On the last Sunday afternoon in September, it was still too warm to wear your autumn sweater, but some of the droves of shoppers on Fulton Street brazenly buttoned up nonetheless, as if they were urging the season to change by force of will and wardrobe. They strolled up the sidewalk in high-top sneakers, swinging their bags from side to side, making conversation with the placard men, dismissing catcalls, and stopping before storefronts — each one with an elaborate display of mannequins and signs for the moment’s fashion: back-to-school-wear. A mother dragged her son, clinging nervously to an inflatable airplane that he hugged in his left arm, into Brooklyn U.S.A. on the corner of Duffield Street, to look for a new pair of sneakers. At Jimmy Jazz, two boys, about eleven years-old, wandered off in search of sweatpants; they climbed the steps to the second floor and got lost in the white-and-green maze. Stopping before a rack of sportswear, they bowed their heads and flipped through the pants for a minute until one of them realized, “Hey, these are for girls!” They laughed mischievously and scurried away, never to be seen in the women’s department again.

The Fulton Mall has about 150 stores. It’s the busiest shopping district in Brooklyn, with a hundred thousand patrons a day; by noon, families flooded the sidewalk with bags from Gap, Aéropostale, and the other big chains, most of them very recent additions to the seventeen-block strip. At the original building of the Abraham & Straus department store, there were signs of upheaval. (In 1885, the Brooklyn Daily Eagle described it as a place where “women of delicate nerves will find solid comfort in its quiet and orderly limits.”) That afternoon, a brother and sister chased one another through the building — now a Macy’s — with hangers, cocked into gun-position. The shootout was short-lived, however, as they were scolded almost immediately by their father, who didn’t seem particularly keen on shopping to begin with. Elsewhere, a woman vented into the phone about how much the neighborhood has changed in the past few years. “None of these stores used to be here,” she sighed. She shook her head a little, and then resumed sifting through the blouses at Express.

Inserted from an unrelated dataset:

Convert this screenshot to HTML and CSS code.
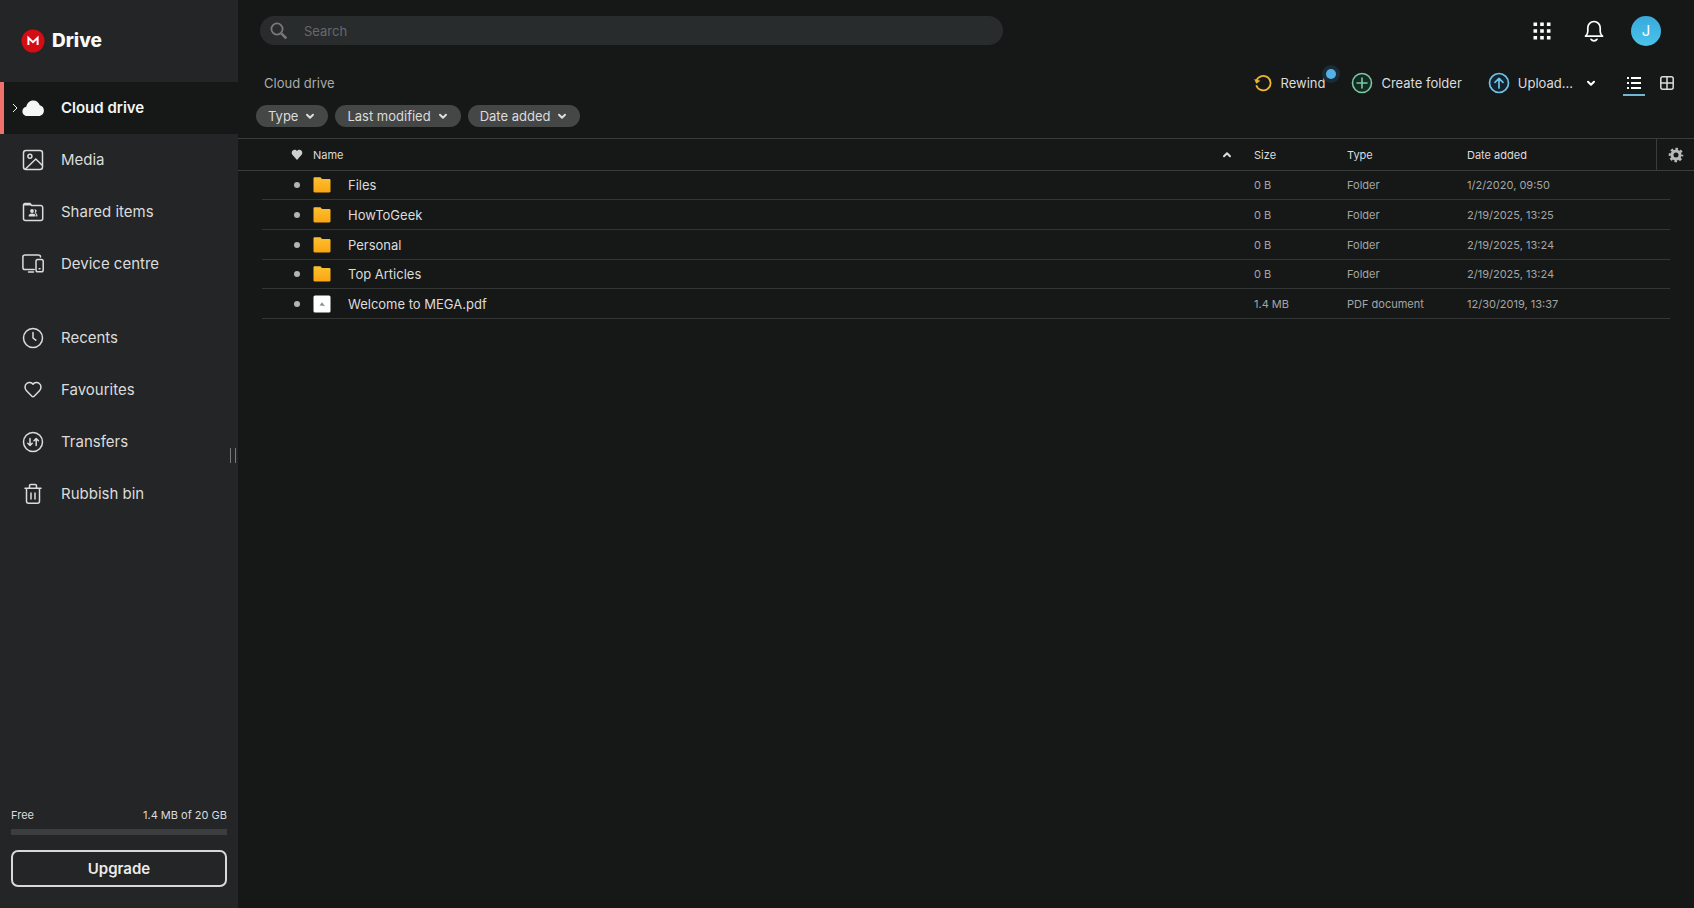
FILE: index.html
```html
<!DOCTYPE html>
<html lang="en">
<head>
<meta charset="utf-8">
<title>Cloud drive</title>
<meta name="viewport" content="width=device-width, initial-scale=1">
<link rel="stylesheet" href="styles.css">
</head>
<body>
<svg class="sprite" aria-hidden="true">
  <symbol id="folder" viewBox="0 0 18 18">
    <linearGradient id="folder-fill" x1="0" y1="0" x2="0" y2="1"><stop offset="0" stop-color="#fcc12f"/><stop offset="1" stop-color="#fba514"/></linearGradient>
    <path fill="url(#folder-fill)" d="M1.700 1.200h5.100c.4 0 .7.100.9.400l.8 1c.2.200.4.300.7.300h7.100c.7 0 1.200.5 1.200 1.200v11.200c0 .7-.5 1.200-1.200 1.200H1.700c-.7 0-1.200-.5-1.200-1.200V2.400c0-.7.5-1.200 1.200-1.200z"/>
  </symbol>
  <symbol id="chevron" viewBox="0 0 12 12"><path fill="none" stroke="currentColor" stroke-width="2" stroke-linecap="round" stroke-linejoin="round" d="M3 4.800l3 3 3-3"/></symbol>
</svg>
<div class="app">
  <aside class="sidebar">
    <a class="brand" href="#">
      <svg width="24" height="24" viewBox="0 0 24 24" aria-hidden="true"><circle cx="12" cy="12" r="11.500" fill="#d50c14"/><path d="M7.400 16V8.800l4.600 4.400 4.600-4.400V16" fill="none" stroke="#fff" stroke-width="2"/></svg>
      <span>Drive</span>
    </a>
    <nav class="nav">
      <a class="nav-item active" href="#">
        <svg class="expand" width="6" height="10" viewBox="0 0 6 10" aria-hidden="true"><path d="M1 1l4 4-4 4" fill="none" stroke="currentColor" stroke-width="1"/></svg>
        <svg width="24" height="24" viewBox="0 0 24 24" aria-hidden="true"><path fill="#f4f5f5" d="M6.500 20C3.500 20 1.400 18 1.400 15.400c0-2.300 1.600-4.200 3.900-4.600C5.900 7 8.700 4.400 12.200 4.400c3.100 0 5.700 2 6.600 4.900 2.400.5 4.100 2.600 4.100 5.200 0 3.200-2.300 5.500-5.300 5.500z"/></svg>
        <span>Cloud drive</span>
      </a>
      <a class="nav-item" href="#">
        <svg width="24" height="24" viewBox="0 0 24 24" fill="none" stroke="currentColor" stroke-width="1.500" aria-hidden="true"><rect x="2.500" y="2.500" width="19" height="19" rx="2.500"/><circle cx="8.900" cy="8.300" r="2"/><path d="M4.500 21l10.300-10 6.700 6.500"/></svg>
        <span>Media</span>
      </a>
      <a class="nav-item" href="#">
        <svg width="24" height="24" viewBox="0 0 24 24" aria-hidden="true"><path d="M2.500 5.500h7.600l-1.700-1.900H3.500c-.6 0-1 .4-1 1z" fill="currentColor"/><path d="M2.500 5v13.500c0 1.100.9 2 2 2h15.200c1.100 0 2-.9 2-2V7.500c0-1.100-.9-2-2-2h-9L9 3.600H4c-.8 0-1.500.6-1.500 1.400z" fill="none" stroke="currentColor" stroke-width="1.500"/><g fill="currentColor"><circle cx="11" cy="11" r="1.900"/><path d="M7.700 16.500v-1c0-1.400 1.900-2.100 3.400-2.100s3.400.7 3.400 2.100v1z"/><path d="M13.300 9.300c1.400-.2 2.300.7 2.300 1.700 0 .9-.5 1.500-1.200 1.800.8.500 2 1.200 2 2.600v1.100h-1.200v-1c0-1.200-.7-2-1.700-2.500.8-1 .8-2.500-.2-3.700z"/></g></svg>
        <span>Shared items</span>
      </a>
      <a class="nav-item" href="#">
        <svg width="24" height="24" viewBox="0 0 24 24" fill="none" stroke="currentColor" stroke-width="1.500" stroke-linecap="round" aria-hidden="true"><path d="M13.200 17.500H4c-1.200 0-2.100-.9-2.100-2.100V5.100C1.900 3.900 2.800 3 4 3h13.500c1.100 0 2 .8 2 2M7.500 20h5"/><rect x="15" y="7.500" width="7.200" height="12.200" rx="1.800"/><path d="M18.200 16.800h.8"/></svg>
        <span>Device centre</span>
      </a>
      <a class="nav-item group-start" href="#">
        <svg width="24" height="24" viewBox="0 0 24 24" fill="none" stroke="currentColor" stroke-width="1.500" stroke-linecap="round" aria-hidden="true"><circle cx="12" cy="12" r="9.500"/><path d="M12 6.500V12l2.800 2.200"/></svg>
        <span>Recents</span>
      </a>
      <a class="nav-item" href="#">
        <svg width="24" height="24" viewBox="0 0 24 24" fill="none" stroke="currentColor" stroke-width="1.500" stroke-linejoin="round" aria-hidden="true"><path d="M12 6.200C10.500 4.200 7.600 3.900 5.700 5.500c-2.200 1.900-2.200 5.200-.2 7.200l5.400 5.600c.6.600 1.600.6 2.200 0l5.400-5.600c2-2 2-5.300-.2-7.200-1.900-1.600-4.800-1.300-6.300.7z"/></svg>
        <span>Favourites</span>
      </a>
      <a class="nav-item" href="#">
        <svg width="24" height="24" viewBox="0 0 24 24" fill="none" stroke="currentColor" stroke-width="1.500" stroke-linecap="round" stroke-linejoin="round" aria-hidden="true"><circle cx="12" cy="12" r="9.500"/><path d="M9 8.500v7M6.800 13.300L9 15.500l2.200-2.200M15.200 15.500v-7M13 10.700l2.200-2.200 2.200 2.200"/></svg>
        <span>Transfers</span>
      </a>
      <a class="nav-item" href="#">
        <svg width="24" height="24" viewBox="0 0 24 24" fill="none" stroke="currentColor" stroke-width="1.500" stroke-linecap="round" aria-hidden="true"><path d="M4 6.200h16M8.500 6V3.800c0-.8.500-1.300 1.300-1.300h4.400c.8 0 1.300.5 1.300 1.300V6M5.500 6.500v12.700c0 1.100.9 2 2 2h9c1.100 0 2-.9 2-2V6.500M10 11v6M14 11v6"/></svg>
        <span>Rubbish bin</span>
      </a>
    </nav>
    <div class="storage">
      <div class="storage-text"><span>Free</span><span>1.4 MB of 20 GB</span></div>
      <div class="storage-bar"></div>
      <button class="upgrade" type="button">Upgrade</button>
    </div>
    <div class="resizer"></div>
  </aside>

  <main class="main">
    <header class="topbar">
      <label class="search">
        <svg width="18" height="18" viewBox="0 0 18 18" fill="none" stroke="currentColor" aria-hidden="true"><circle cx="7" cy="7" r="5.600" stroke-width="1.800"/><path d="M11.300 11.300l5 5" stroke-width="2.600"/></svg>
        <input type="search" placeholder="Search" aria-label="Search">
      </label>
      <div class="account">
        <button type="button" aria-label="Apps"><svg width="18" height="18" viewBox="0 0 18 18" fill="currentColor" aria-hidden="true"><path d="M.5.500h3.600v3.600H.5zM7.200.5h3.600v3.600H7.200zM13.900.5h3.600v3.600h-3.600zM.5 7.200h3.600v3.600H.5zM7.200 7.200h3.600v3.600H7.200zM13.900 7.200h3.600v3.600h-3.600zM.5 13.900h3.600v3.600H.5zM7.200 13.900h3.600v3.600H7.200zM13.900 13.900h3.600v3.600h-3.600z"/></svg></button>
        <button type="button" aria-label="Notifications"><svg width="20" height="22" viewBox="0 0 20 22" fill="none" stroke="currentColor" stroke-width="1.700" stroke-linecap="round" stroke-linejoin="round" aria-hidden="true"><path d="M1.500 16.200h17c-1.700-1.500-2.300-2.600-2.300-4.700V7.800C16.200 4.200 13.500 1.500 10 1.500S3.800 4.200 3.800 7.800v3.700c0 2.100-.6 3.200-2.300 4.700zM7 19.300c.7 1 1.700 1.500 3 1.500s2.300-.5 3-1.500"/></svg></button>
        <button class="avatar" type="button" aria-label="Account">J</button>
      </div>
    </header>

    <div class="toolbar">
      <a class="crumb" href="#">Cloud drive</a>
      <div class="actions">
        <button class="action rewind" type="button">
          <svg width="18" height="18" viewBox="0 0 18 18" fill="none" stroke="#eeb430" stroke-width="1.800" aria-hidden="true"><path d="M2.600 6.200A7.300 7.300 0 1 1 2.300 11.200"/><path d="M.2 5l6.200 1.700L2.300 9.800z" fill="#eeb430" stroke="none"/></svg>
          <span>Rewind</span><i class="badge"></i>
        </button>
        <button class="action create" type="button">
          <svg width="22" height="22" viewBox="0 0 22 22" fill="none" stroke="#7cc7a4" stroke-width="1.600" stroke-linecap="round" aria-hidden="true"><circle cx="11" cy="11" r="9.500" fill="#132a22"/><path d="M11 6v10M6 11h10"/></svg>
          <span>Create folder</span>
        </button>
        <button class="action upload" type="button">
          <svg width="22" height="22" viewBox="0 0 22 22" fill="none" stroke="#70c2e8" stroke-width="1.700" stroke-linecap="round" stroke-linejoin="round" aria-hidden="true"><circle cx="11" cy="11" r="9.500" fill="#13242e"/><path d="M11 16V6.500M7 10.300l4-4 4 4"/></svg>
          <span>Upload...</span>
          <svg class="caret" width="12" height="12" aria-hidden="true"><use href="#chevron"/></svg>
        </button>
        <button class="view selected" type="button" aria-label="List view"><svg width="16" height="12" viewBox="0 0 16 12" fill="currentColor" aria-hidden="true"><path d="M1 0h2v2H1zM5 0h10v2H5zM1 5h2v2H1zM5 5h10v2H5zM1 10h2v2H1zM5 10h10v2H5z"/></svg></button>
        <button class="view" type="button" aria-label="Grid view"><svg width="14" height="14" viewBox="0 0 14 14" fill="none" stroke="currentColor" stroke-width="1.500" aria-hidden="true"><rect x=".8" y=".8" width="12.400" height="12.400" rx="2"/><path d="M7 1v12M1 7h12"/></svg></button>
      </div>
    </div>

    <div class="filters">
      <button type="button">Type<svg width="12" height="12" aria-hidden="true"><use href="#chevron"/></svg></button>
      <button type="button">Last modified<svg width="12" height="12" aria-hidden="true"><use href="#chevron"/></svg></button>
      <button type="button">Date added<svg width="12" height="12" aria-hidden="true"><use href="#chevron"/></svg></button>
    </div>

    <table class="files">
      <colgroup><col class="c-pad"><col class="c-fav"><col><col class="c-size"><col class="c-type"><col class="c-date"><col class="c-end"><col class="c-pad"></colgroup>
      <thead>
        <tr>
          <th></th>
          <th class="fav"><svg width="12" height="12" viewBox="0 0 12 12" aria-label="Favourite"><path fill="#cfcfcf" d="M6 2.100C5 .6 2.900.5 1.700 1.600.5 2.700.4 4.600 1.400 5.800L6 11l4.600-5.200c1-1.200.9-3.100-.3-4.200C9.100.5 7 .6 6 2.100z"/></svg></th>
          <th><div class="name-head">Name<svg class="sort" width="12" height="12" aria-hidden="true"><use href="#chevron"/></svg></div></th>
          <th>Size</th><th>Type</th><th>Date added</th>
          <th class="settings" colspan="2"><button type="button" aria-label="Column settings"><svg width="16" height="16" viewBox="0 0 16 16" aria-hidden="true"><circle cx="8" cy="8" r="4" fill="none" stroke="#b9b9b9" stroke-width="3"/><circle cx="8" cy="8" r="6" fill="none" stroke="#b9b9b9" stroke-width="2.600" stroke-dasharray="2.500 2.212" stroke-dashoffset="1.250"/></svg></button></th>
        </tr>
      </thead>
      <tbody>
        <tr><td></td><td class="fav"><i class="dot"></i></td><td><a class="name" href="#"><svg width="18" height="18" aria-hidden="true"><use href="#folder"/></svg>Files</a></td><td>0 B</td><td>Folder</td><td>1/2/2020, 09:50</td><td></td><td></td></tr>
        <tr><td></td><td class="fav"><i class="dot"></i></td><td><a class="name" href="#"><svg width="18" height="18" aria-hidden="true"><use href="#folder"/></svg>HowToGeek</a></td><td>0 B</td><td>Folder</td><td>2/19/2025, 13:25</td><td></td><td></td></tr>
        <tr><td></td><td class="fav"><i class="dot"></i></td><td><a class="name" href="#"><svg width="18" height="18" aria-hidden="true"><use href="#folder"/></svg>Personal</a></td><td>0 B</td><td>Folder</td><td>2/19/2025, 13:24</td><td></td><td></td></tr>
        <tr><td></td><td class="fav"><i class="dot"></i></td><td><a class="name" href="#"><svg width="18" height="18" aria-hidden="true"><use href="#folder"/></svg>Top Articles</a></td><td>0 B</td><td>Folder</td><td>2/19/2025, 13:24</td><td></td><td></td></tr>
        <tr><td></td><td class="fav"><i class="dot"></i></td><td><a class="name" href="#"><svg width="18" height="18" viewBox="0 0 18 18" aria-hidden="true"><rect x=".5" y=".5" width="17" height="17" rx="1.500" fill="#fff"/><path d="M6.500 10.500L9 7.300l3 3.900-2.400-.5z" fill="#8f8f8f"/></svg>Welcome to MEGA.pdf</a></td><td>1.4 MB</td><td>PDF document</td><td>12/30/2019, 13:37</td><td></td><td></td></tr>
      </tbody>
    </table>
  </main>
</div>
</body>
</html>
```

FILE: styles.css
```css
* { box-sizing: border-box; }

body {
  margin: 0;
  background: #161817;
  color: #dcdcdc;
  font: 13px/20px Inter, "Liberation Sans", sans-serif;
}

a { color: inherit; text-decoration: none; }

button {
  padding: 0;
  border: 0;
  background: none;
  color: inherit;
  font: inherit;
  cursor: pointer;
}

svg { display: block; flex: none; }

.sprite { position: absolute; width: 0; height: 0; }

.app { display: flex; min-height: 100vh; }

/* Sidebar */
.sidebar {
  position: relative;
  display: flex;
  flex: none;
  flex-direction: column;
  width: 238px;
  background: #232526;
}

.brand {
  display: flex;
  align-items: center;
  gap: 7px;
  height: 82px;
  padding-left: 21px;
  color: #fafafa;
  font-size: 19px;
  font-weight: 800;
}

.nav-item {
  position: relative;
  display: flex;
  align-items: center;
  gap: 16px;
  height: 52px;
  padding-left: 21px;
  font-size: 15px;
}

.nav-item.active {
  border-left: 4px solid #f0706c;
  padding-left: 17px;
  background: #161817;
  color: #f5f5f5;
  font-weight: 600;
}

.expand { position: absolute; left: 8px; }

.group-start { margin-top: 22px; }

.storage {
  margin-top: auto;
  padding: 0 11px 21px;
}

.storage-text {
  display: flex;
  justify-content: space-between;
  font-size: 11px;
  line-height: 16px;
}

.storage-bar {
  height: 6px;
  margin: 6px 0 15px;
  background: #3c3d3e;
}

.upgrade {
  width: 100%;
  height: 37px;
  border: 2px solid #d8d8d8;
  border-radius: 7px;
  color: #ececec;
  font-size: 15px;
  font-weight: 600;
}

.resizer {
  position: absolute;
  right: 2px;
  top: 50%;
  width: 6px;
  height: 15px;
  margin-top: -6px;
  border: solid #77797a;
  border-width: 0 1px;
}

/* Main column */
.main { flex: 1; min-width: 0; }

.topbar {
  display: flex;
  align-items: center;
  justify-content: space-between;
  height: 61px;
  padding: 0 33px 0 22px;
}

.search {
  display: flex;
  align-items: center;
  gap: 16px;
  width: 53%;
  height: 29px;
  padding-left: 10px;
  border-radius: 15px;
  background: #292c2d;
  color: #77797a;
}

.search input {
  flex: 1;
  min-width: 0;
  padding: 0;
  border: 0;
  outline: 0;
  background: none;
  color: #dcdcdc;
  font: inherit;
}

.search input::placeholder { color: #66696a; opacity: 1; }

.account { display: flex; align-items: center; gap: 33px; color: #fff; }

.avatar {
  width: 30px;
  height: 30px;
  margin-left: -6px;
  border-radius: 50%;
  background: linear-gradient(#38a9dc, #4ac4ea);
  font-size: 15px;
}

.toolbar {
  display: flex;
  align-items: center;
  justify-content: space-between;
  height: 43px;
  padding: 0 20px 0 26px;
}

.crumb { color: #a9abaa; }

.actions, .action { display: flex; align-items: center; }

.action { position: relative; gap: 8px; }

.create { margin-left: 26px; }
.upload { margin-left: 26px; }
.caret { margin-left: 4px; color: #fff; }

.badge {
  position: absolute;
  right: -11px;
  top: -4px;
  width: 10px;
  height: 10px;
  border-radius: 50%;
  background: #55b2e8;
  box-shadow: 0 0 0 4px #1a2c38;
}

.view {
  display: flex;
  align-items: center;
  justify-content: center;
  height: 26px;
  margin-left: 15px;
}

.view.selected {
  width: 22px;
  margin-left: 26px;
  border: solid transparent;
  border-width: 2px 0;
  border-bottom-color: #70b8d0;
  color: #fff;
}

.filters { display: flex; gap: 7px; padding: 1px 18px 11px; }

.filters button {
  display: flex;
  align-items: center;
  gap: 6px;
  height: 22px;
  padding: 0 12px;
  border-radius: 11px;
  background: #454646;
}

/* File list */
.files {
  width: 100%;
  border-spacing: 0;
  table-layout: fixed;
  font-size: 11px;
  line-height: 16px;
}

.c-pad { width: 24px; }
.c-fav { width: 51px; }
.c-size { width: 93px; }
.c-type { width: 120px; }
.c-date { width: 189px; }
.c-end { width: 14px; }

.files th, .files td { padding: 0; text-align: left; }

.files th {
  height: 33px;
  border: solid #3a3c3b;
  border-width: 1px 0;
  font-weight: 400;
}

.files .settings { border-left-width: 1px; }
.settings button { display: block; margin: 0 auto; }

.files td {
  height: 30px;
  border-bottom: 1px solid #343635;
  color: #a4a6a5;
}

.files tbody tr:nth-child(3n + 1) td { height: 29px; }

.files td:first-child, .files td:last-child { border-bottom-color: transparent; }

.files .fav { padding-left: 29px; }

.dot {
  display: block;
  width: 6px;
  height: 6px;
  margin-left: 3px;
  border-radius: 50%;
  background: #b4b4b4;
}

.name-head {
  display: flex;
  align-items: center;
  justify-content: space-between;
  padding-right: 21px;
}

.sort { transform: rotate(180deg); }

.name {
  display: flex;
  align-items: center;
  gap: 17px;
  color: #dcdcdc;
  font-size: 13px;
}
```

As the shopping corridor advances in age, each year leaves behind some residue on the street — a painted billboard not yet chipped away, preserved Art Deco architecture in an entranceway — but every fall it returns to a familiar sense of purpose. New clothes put on a varnish, for the neighborhood of the stores that carry them, and for the children who wiggle into them before the first school bell.

The mecca of children’s clothing on the Fulton Mall is Cookie’s — “We ARE school uniforms,” claims the flag perched outside — and its window features a tableau of jumpers, vests, and knee socks, surrounding a colossal cutout yellow school bus with the inscription: “THIS BUS STOPS AT COOKIE’S.” The first Cookie’s opened in Jamaica, Queens, in 1975; there are now half a dozen locations, including three in Brooklyn. A woman glided through the colorful bazaar of racks, browsing sweaters, sneakers, tights, backpacks, books, games, nail art, winter coats, cribs, and a Brooklyn Nets T-shirt that costs $4.99 for size 2T. A teenager waited in line to purchase her first bra — pastel pink, with a little bow. A toddler snatched a pair of pink lace-up boots and presented them to her shopping companion, wondering aloud, “Grandma, don’t you think you should buy me these shoes?”

A few feet away, a girl with toothpick legs was eyeing the great wall of backpacks, in the exact manner of an art collector inspecting a coveted work. The backpacks were hung in half-a-dozen rows, reaching high above her head — seven feet, at least. There were purple ones and blue ones, red, black, and a few with patterns. Elsewhere, there were character-themed designs, bags-on-wheels, and mini-backpack purses. The girl, wearing glasses and straight black hair that was only slightly tangled, was planted in her contemplative pose. Her left foot in front, she leaned back to get the lay of the land, her chin raised, her right index finger resting against her cheek. Her father stood by, awaiting her judgment. Such a grave decision as selecting a backpack takes time — forty minutes, at minimum, by my count — because it is not only the facilitator of all homework assignments, but also the school year’s essential accessory, the accent piece of each day’s outfit, one’s declaration of personal style for an entire year. Any middle schooler knows that one cannot rush these things.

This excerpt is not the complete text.